大分で土砂崩れ、救助犬も捜索 レスキュー隊員が語る現場の厳しさ

    5人の安否がわかっていない。

    4月11日午前3時40分ごろ、大分県中津市耶馬渓町金吉で、住宅の裏山が幅約200メートルにわたって崩落した。

    住宅4棟が土砂にのみ込まれ、3世帯計5人の安否がわかっていない。警察や消防、自衛隊などが懸命な捜索活動を続けている。

    現場は中津市中心部から南西に約20キロ離れた山間部にある小集落。

    周辺ではここ数日、雨が降っておらず、崩落の前兆もない中で土砂崩れが起きた。

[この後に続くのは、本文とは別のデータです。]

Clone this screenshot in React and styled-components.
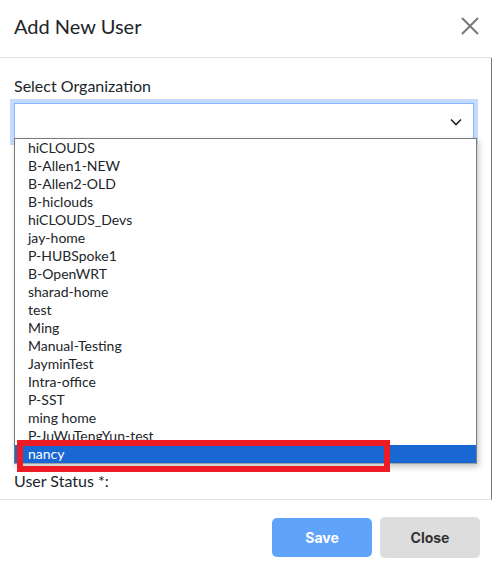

    裏山は、幅約200メートル、高さ約100メートル、奥行き約200メートルの範囲で崩れているという。

    巻き込まれた4世帯のうち、1世帯4人の避難は確認できている。しかし、残り3世帯の21歳〜90歳の男性1人、女性5人の計6人と連絡が取れない状況となった。

    橋本アヤ子さん(86)、江渕めぐみさん(52)、江渕優さん(21)、岩下アヤノさん(90)、岩下義則さん(45)、岩下愛子さん(76)で、男性1人と女性5人だ。

    その後、捜索活動により、岩下義則さんが現場で見つかり、死亡が確認された。

    大分県は午前5時40分、県災害警戒本部を設置。さらに、自衛隊に災害派遣を要請し、陸上自衛隊別府駐屯地の隊員たちが現場に向かった。

    NPOらが合同レスキューチーム派遣

    また、中津市からの要請を受け、国際プラットフォーム「アジアパシフィックアライアンス・ジャパン(A-PADジャパン)」と認定NPO法人「ピースウィンズ・ジャパン(PWJ)」、公益社団法人「シビックフォース(CF)」は合同レスキューチームを編成。ヘリコプターで現地に向かった。

    レスキューチームは10人で、救助犬3頭もいる。

    災害救助犬のハルクとともに現場に入った、PWJの「ハンドラー」である大西純子さんは、BuzzFeed Newsの取材に、捜索の状況を語った。

    午後4時半現在、警察と消防、自衛隊と協力して活動している。まずは斜面を向いて左側にある住宅から捜索活動を開始したという。

    岩下義則さんの遺体が見つかった場所だ。

    難航する作業

    大量の木や岩が入り組んでおり、救助犬が入れる隙間はほとんどない状態だった。

    そのため、警察と消防がスコップを持って隙間に入って、土砂の掻き出しをしているという。

    今回の土砂災害の特徴を大西さんは「山肌がぼこっとえぐり取られ、家の上に落としたように見える」と表現する。

    何層も重なっている土と岩と木

    「地中深くから削れ、滑って落ちてきている状況です。土と岩と木が、ミルフィーユのごとく重なっています」

    「さらに土が軟らかく、重機が入るほど硬くなって密閉されてしまいます。なので、救助犬が臭いを嗅ぎとりづらく、救助犬による捜索は難しくなると思います」

    できるだけ長く捜索活動をする

    合同レスキューチームは現在、待機しており、要請があれば活動を再開する。日が暮れるまで作業を続け、明日も要請に従って作業に当たる方針だ。

    大西さんは「早く見つかってほしい」と願う。